>> begin INFORMATION SUPPLIED
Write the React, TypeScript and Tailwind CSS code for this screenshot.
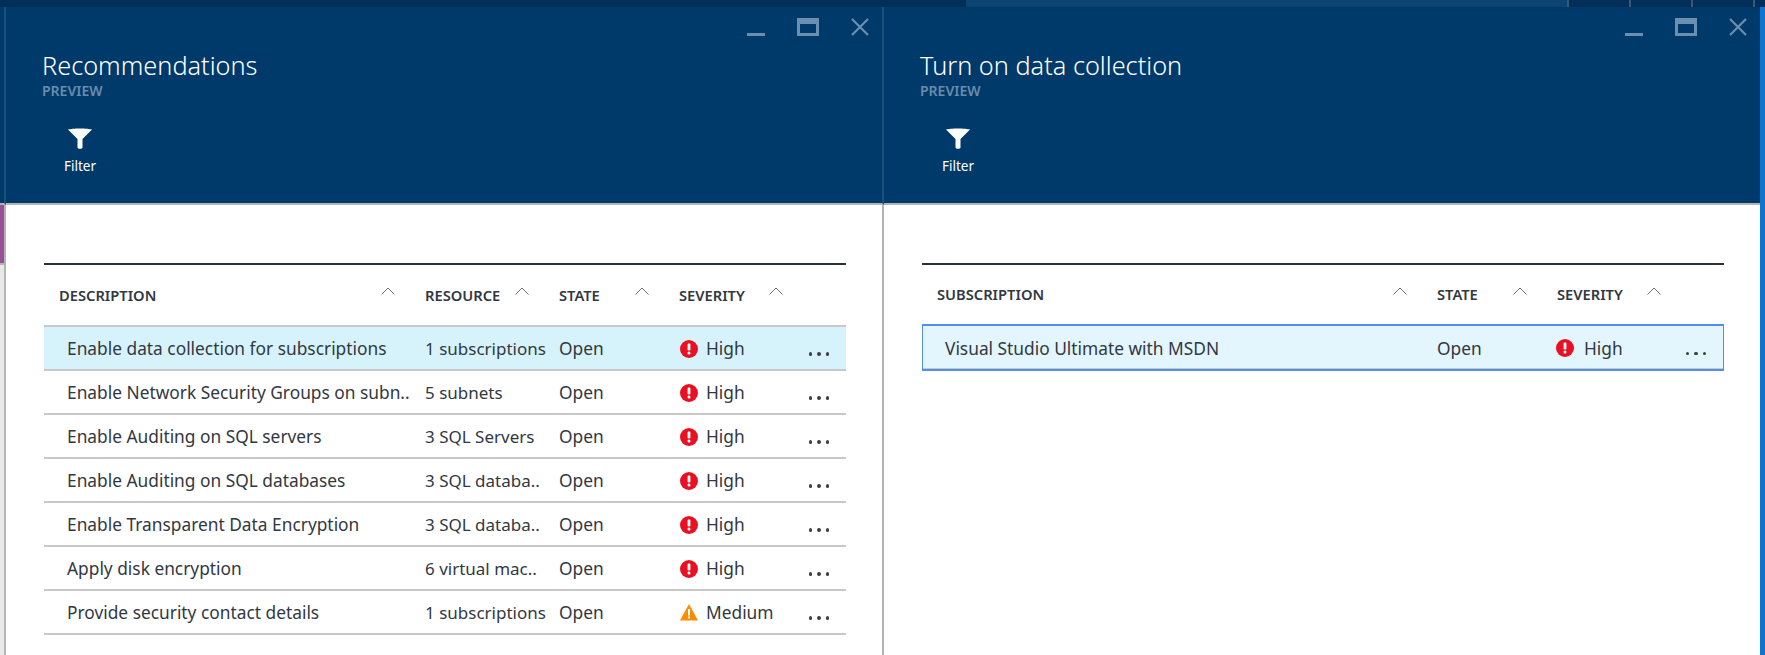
import type { ReactNode } from "react";

const rows = [
  { description: "Enable data collection for subscriptions", resource: "1 subscriptions", severity: "High", selected: true },
  { description: "Enable Network Security Groups on subn..", resource: "5 subnets", severity: "High" },
  { description: "Enable Auditing on SQL servers", resource: "3 SQL Servers", severity: "High" },
  { description: "Enable Auditing on SQL databases", resource: "3 SQL databa..", severity: "High" },
  { description: "Enable Transparent Data Encryption", resource: "3 SQL databa..", severity: "High" },
  { description: "Apply disk encryption", resource: "6 virtual mac..", severity: "High" },
  { description: "Provide security contact details", resource: "1 subscriptions", severity: "Medium" },
];

function WindowControls() {
  return (
    <div className="flex items-start justify-end pt-[11px] pr-[13px] h-[43px] text-[#6b8fae]">
      <div className="w-[18px] h-[18px] flex items-end">
        <div className="w-full h-[3px] bg-[#6b8fae]" />
      </div>
      <div className="ml-[32px] w-[22px] h-[18px] border-[3px] border-t-[6px] border-[#6b8fae]" />
      <svg className="ml-[32px]" width="18" height="18" viewBox="0 0 18 18">
        <path d="M1 1l16 16M17 1L1 17" stroke="currentColor" strokeWidth="2.2" fill="none" />
      </svg>
    </div>
  );
}

function PanelHeader({ title, divider }: { title: string; divider?: boolean }) {
  return (
    <div className={`h-[198px] bg-[#003a6b] border-b-2 border-b-[#b4b4b4] ${divider ? "border-r-2 border-r-[#1d4f7c]" : ""}`}>
      <WindowControls />
      <div className="pl-[36px]">
        <h1 className="text-[25.3px] leading-[30px] font-light text-white">{title}</h1>
        <p className="text-[14px] leading-[18px] font-semibold text-[#6a8cab] mt-[2px]">PREVIEW</p>
        <div className="w-[76px] mt-[28px] flex flex-col items-center">
          <svg width="24" height="21" viewBox="0 0 24 21" fill="white">
            <path d="M0 1.5C4 0 20 0 24 1.5L14.5 11V19.5C14.5 21.2 9.5 21.2 9.5 19.5V11Z" />
          </svg>
          <span className="text-[13.5px] leading-[18px] mt-[8px] text-white">Filter</span>
        </div>
      </div>
    </div>
  );
}

function Caret() {
  return (
    <svg className="mb-[8px]" width="14" height="8" viewBox="0 0 14 8">
      <path d="M0.5 7.5L7 1l6.5 6.5" stroke="#6b6f73" strokeWidth="1" fill="none" />
    </svg>
  );
}

function HeaderCell({ label, first, last }: { label: string; first?: boolean; last?: boolean }) {
  return (
    <div className={`flex items-center justify-between ${first ? "pl-[15px]" : ""} ${last ? "pr-[63px]" : "pr-[30px]"}`}>
      <span className="text-[14.7px] font-semibold text-[#32383f]">{label}</span>
      <Caret />
    </div>
  );
}

function SeverityIcon({ severity }: { severity: string }) {
  if (severity === "Medium") {
    return (
      <svg width="18" height="17" viewBox="0 0 18 17">
        <path d="M9 0L18 16.5H0Z" fill="#ff8c00" />
        <rect x="8" y="5" width="2" height="6.5" fill="white" />
        <rect x="8" y="12.5" width="2" height="2" fill="white" />
      </svg>
    );
  }
  return (
    <svg width="18" height="18" viewBox="0 0 18 18">
      <circle cx="9" cy="9" r="9" fill="#e81123" />
      <rect x="7.6" y="3.5" width="2.8" height="7" rx="1.2" fill="white" />
      <circle cx="9" cy="13" r="1.5" fill="white" />
    </svg>
  );
}

function Severity({ severity, wide }: { severity: string; wide?: boolean }) {
  return (
    <div className="flex items-center justify-between pr-[17px]">
      <span className={`flex items-center pl-[1px] ${wide ? "gap-[10px]" : "gap-[8px]"}`}>
        <SeverityIcon severity={severity} />
        {severity}
      </span>
      <span className="flex gap-[5px] pt-[10px]">
        <i className="w-[3.5px] h-[3.5px] rounded-full bg-[#3c4043]" />
        <i className="w-[3.5px] h-[3.5px] rounded-full bg-[#3c4043]" />
        <i className="w-[3.5px] h-[3.5px] rounded-full bg-[#3c4043]" />
      </span>
    </div>
  );
}

function Table({ children }: { children: ReactNode }) {
  return <div className="border-t-2 border-t-[#2b3036]">{children}</div>;
}

function RecommendationsPanel() {
  return (
    <section className="w-[878px] flex flex-col">
      <PanelHeader title="Recommendations" divider />
      <div className="flex-1 pt-[58px] pl-[38px] pr-[36px] border-r-2 border-r-[#b4b4b4]">
        <Table>
          <div className="grid grid-cols-[381px_134px_120px_1fr] h-[60px]">
            <HeaderCell label="DESCRIPTION" first />
            <HeaderCell label="RESOURCE" />
            <HeaderCell label="STATE" />
            <HeaderCell label="SEVERITY" last />
          </div>
          <div className="border-t-2 border-t-[#c8c8c8]">
            {rows.map((row) => (
              <div
                key={row.description}
                className={`grid grid-cols-[381px_134px_120px_1fr] h-[44px] pt-[2px] items-center border-b-2 border-b-[#c8c8c8] text-[17.33px] text-[#32383f] ${row.selected ? "bg-[#d6f3fc]" : ""}`}
              >
                <span className="pl-[23px] whitespace-nowrap">{row.description}</span>
                <span className="whitespace-nowrap text-[17px]">{row.resource}</span>
                <span>Open</span>
                <Severity severity={row.severity} />
              </div>
            ))}
          </div>
        </Table>
      </div>
    </section>
  );
}

function DataCollectionPanel() {
  return (
    <section className="flex-1 flex flex-col">
      <PanelHeader title="Turn on data collection" />
      <div className="flex-1 pt-[58px] pl-[38px] pr-[36px]">
        <Table>
          <div className="grid grid-cols-[515px_120px_1fr] h-[59px]">
            <HeaderCell label="SUBSCRIPTION" first />
            <HeaderCell label="STATE" />
            <HeaderCell label="SEVERITY" last />
          </div>
          <div className="grid grid-cols-[514px_118px_1fr] h-[47px] pt-[2px] items-center border border-t-2 border-b-2 border-[#4f8fe8] bg-[#e3f5fd] text-[17.33px] text-[#32383f] shadow-[inset_0_-1px_0_#c8c8c8]">
            <span className="pl-[22px]">Visual Studio Ultimate with MSDN</span>
            <span>Open</span>
            <Severity severity="High" wide />
          </div>
        </Table>
      </div>
    </section>
  );
}

export default function App() {
  return (
    <div className="w-[1765px] h-[655px] overflow-hidden flex flex-col bg-white font-['Noto_Sans','Open_Sans',sans-serif]">
      {/* Top bar */}
      <div className="h-[7px] flex bg-[#022f5a]">
        <div className="w-[966px]" />
        <div className="w-[601px] bg-[#0e4472]" />
        <div className="w-[2px] bg-[#3a5673]" />
        <div className="w-[60px]" />
        <div className="w-[2px] bg-[#3a5673]" />
        <div className="w-[60px]" />
        <div className="w-[2px] bg-[#3a5673]" />
        <div className="w-[60px]" />
        <div className="w-[2px] bg-[#3a5673]" />
      </div>

      <div className="flex flex-1">
        {/* Edge of the blade behind */}
        <div className="w-[6px] flex flex-col">
          <div className="h-[198px] bg-[#003a6b] border-r-2 border-r-[#1d4f7c] border-b-2 border-b-[#b4b4b4]" />
          <div className="flex-1 flex flex-col border-r-2 border-r-[#b4b4b4] bg-[#e8e8e8]">
            <div className="h-[58px] bg-[#9b4f96] border-b-2 border-b-[#b4b4b4] box-content" />
          </div>
        </div>
        <RecommendationsPanel />
        <DataCollectionPanel />
        <div className="w-[5px] bg-[#0f74cf]" />
      </div>
    </div>
  );
}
>> end INFORMATION SUPPLIED
Transcribe the whole listing exactly. Pictures are excluded.

Write the React, TypeScript and Tailwind CSS code for this screenshot.
import type { ReactNode } from "react";

const rows = [
  { description: "Enable data collection for subscriptions", resource: "1 subscriptions", severity: "High", selected: true },
  { description: "Enable Network Security Groups on subn..", resource: "5 subnets", severity: "High" },
  { description: "Enable Auditing on SQL servers", resource: "3 SQL Servers", severity: "High" },
  { description: "Enable Auditing on SQL databases", resource: "3 SQL databa..", severity: "High" },
  { description: "Enable Transparent Data Encryption", resource: "3 SQL databa..", severity: "High" },
  { description: "Apply disk encryption", resource: "6 virtual mac..", severity: "High" },
  { description: "Provide security contact details", resource: "1 subscriptions", severity: "Medium" },
];

function WindowControls() {
  return (
    <div className="flex items-start justify-end pt-[11px] pr-[13px] h-[43px] text-[#6b8fae]">
      <div className="w-[18px] h-[18px] flex items-end">
        <div className="w-full h-[3px] bg-[#6b8fae]" />
      </div>
      <div className="ml-[32px] w-[22px] h-[18px] border-[3px] border-t-[6px] border-[#6b8fae]" />
      <svg className="ml-[32px]" width="18" height="18" viewBox="0 0 18 18">
        <path d="M1 1l16 16M17 1L1 17" stroke="currentColor" strokeWidth="2.2" fill="none" />
      </svg>
    </div>
  );
}

function PanelHeader({ title, divider }: { title: string; divider?: boolean }) {
  return (
    <div className={`h-[198px] bg-[#003a6b] border-b-2 border-b-[#b4b4b4] ${divider ? "border-r-2 border-r-[#1d4f7c]" : ""}`}>
      <WindowControls />
      <div className="pl-[36px]">
        <h1 className="text-[25.3px] leading-[30px] font-light text-white">{title}</h1>
        <p className="text-[14px] leading-[18px] font-semibold text-[#6a8cab] mt-[2px]">PREVIEW</p>
        <div className="w-[76px] mt-[28px] flex flex-col items-center">
          <svg width="24" height="21" viewBox="0 0 24 21" fill="white">
            <path d="M0 1.5C4 0 20 0 24 1.5L14.5 11V19.5C14.5 21.2 9.5 21.2 9.5 19.5V11Z" />
          </svg>
          <span className="text-[13.5px] leading-[18px] mt-[8px] text-white">Filter</span>
        </div>
      </div>
    </div>
  );
}

function Caret() {
  return (
    <svg className="mb-[8px]" width="14" height="8" viewBox="0 0 14 8">
      <path d="M0.5 7.5L7 1l6.5 6.5" stroke="#6b6f73" strokeWidth="1" fill="none" />
    </svg>
  );
}

function HeaderCell({ label, first, last }: { label: string; first?: boolean; last?: boolean }) {
  return (
    <div className={`flex items-center justify-between ${first ? "pl-[15px]" : ""} ${last ? "pr-[63px]" : "pr-[30px]"}`}>
      <span className="text-[14.7px] font-semibold text-[#32383f]">{label}</span>
      <Caret />
    </div>
  );
}

function SeverityIcon({ severity }: { severity: string }) {
  if (severity === "Medium") {
    return (
      <svg width="18" height="17" viewBox="0 0 18 17">
        <path d="M9 0L18 16.5H0Z" fill="#ff8c00" />
        <rect x="8" y="5" width="2" height="6.5" fill="white" />
        <rect x="8" y="12.5" width="2" height="2" fill="white" />
      </svg>
    );
  }
  return (
    <svg width="18" height="18" viewBox="0 0 18 18">
      <circle cx="9" cy="9" r="9" fill="#e81123" />
      <rect x="7.6" y="3.5" width="2.8" height="7" rx="1.2" fill="white" />
      <circle cx="9" cy="13" r="1.5" fill="white" />
    </svg>
  );
}

function Severity({ severity, wide }: { severity: string; wide?: boolean }) {
  return (
    <div className="flex items-center justify-between pr-[17px]">
      <span className={`flex items-center pl-[1px] ${wide ? "gap-[10px]" : "gap-[8px]"}`}>
        <SeverityIcon severity={severity} />
        {severity}
      </span>
      <span className="flex gap-[5px] pt-[10px]">
        <i className="w-[3.5px] h-[3.5px] rounded-full bg-[#3c4043]" />
        <i className="w-[3.5px] h-[3.5px] rounded-full bg-[#3c4043]" />
        <i className="w-[3.5px] h-[3.5px] rounded-full bg-[#3c4043]" />
      </span>
    </div>
  );
}

function Table({ children }: { children: ReactNode }) {
  return <div className="border-t-2 border-t-[#2b3036]">{children}</div>;
}

function RecommendationsPanel() {
  return (
    <section className="w-[878px] flex flex-col">
      <PanelHeader title="Recommendations" divider />
      <div className="flex-1 pt-[58px] pl-[38px] pr-[36px] border-r-2 border-r-[#b4b4b4]">
        <Table>
          <div className="grid grid-cols-[381px_134px_120px_1fr] h-[60px]">
            <HeaderCell label="DESCRIPTION" first />
            <HeaderCell label="RESOURCE" />
            <HeaderCell label="STATE" />
            <HeaderCell label="SEVERITY" last />
          </div>
          <div className="border-t-2 border-t-[#c8c8c8]">
            {rows.map((row) => (
              <div
                key={row.description}
                className={`grid grid-cols-[381px_134px_120px_1fr] h-[44px] pt-[2px] items-center border-b-2 border-b-[#c8c8c8] text-[17.33px] text-[#32383f] ${row.selected ? "bg-[#d6f3fc]" : ""}`}
              >
                <span className="pl-[23px] whitespace-nowrap">{row.description}</span>
                <span className="whitespace-nowrap text-[17px]">{row.resource}</span>
                <span>Open</span>
                <Severity severity={row.severity} />
              </div>
            ))}
          </div>
        </Table>
      </div>
    </section>
  );
}

function DataCollectionPanel() {
  return (
    <section className="flex-1 flex flex-col">
      <PanelHeader title="Turn on data collection" />
      <div className="flex-1 pt-[58px] pl-[38px] pr-[36px]">
        <Table>
          <div className="grid grid-cols-[515px_120px_1fr] h-[59px]">
            <HeaderCell label="SUBSCRIPTION" first />
            <HeaderCell label="STATE" />
            <HeaderCell label="SEVERITY" last />
          </div>
          <div className="grid grid-cols-[514px_118px_1fr] h-[47px] pt-[2px] items-center border border-t-2 border-b-2 border-[#4f8fe8] bg-[#e3f5fd] text-[17.33px] text-[#32383f] shadow-[inset_0_-1px_0_#c8c8c8]">
            <span className="pl-[22px]">Visual Studio Ultimate with MSDN</span>
            <span>Open</span>
            <Severity severity="High" wide />
          </div>
        </Table>
      </div>
    </section>
  );
}

export default function App() {
  return (
    <div className="w-[1765px] h-[655px] overflow-hidden flex flex-col bg-white font-['Noto_Sans','Open_Sans',sans-serif]">
      {/* Top bar */}
      <div className="h-[7px] flex bg-[#022f5a]">
        <div className="w-[966px]" />
        <div className="w-[601px] bg-[#0e4472]" />
        <div className="w-[2px] bg-[#3a5673]" />
        <div className="w-[60px]" />
        <div className="w-[2px] bg-[#3a5673]" />
        <div className="w-[60px]" />
        <div className="w-[2px] bg-[#3a5673]" />
        <div className="w-[60px]" />
        <div className="w-[2px] bg-[#3a5673]" />
      </div>

      <div className="flex flex-1">
        {/* Edge of the blade behind */}
        <div className="w-[6px] flex flex-col">
          <div className="h-[198px] bg-[#003a6b] border-r-2 border-r-[#1d4f7c] border-b-2 border-b-[#b4b4b4]" />
          <div className="flex-1 flex flex-col border-r-2 border-r-[#b4b4b4] bg-[#e8e8e8]">
            <div className="h-[58px] bg-[#9b4f96] border-b-2 border-b-[#b4b4b4] box-content" />
          </div>
        </div>
        <RecommendationsPanel />
        <DataCollectionPanel />
        <div className="w-[5px] bg-[#0f74cf]" />
      </div>
    </div>
  );
}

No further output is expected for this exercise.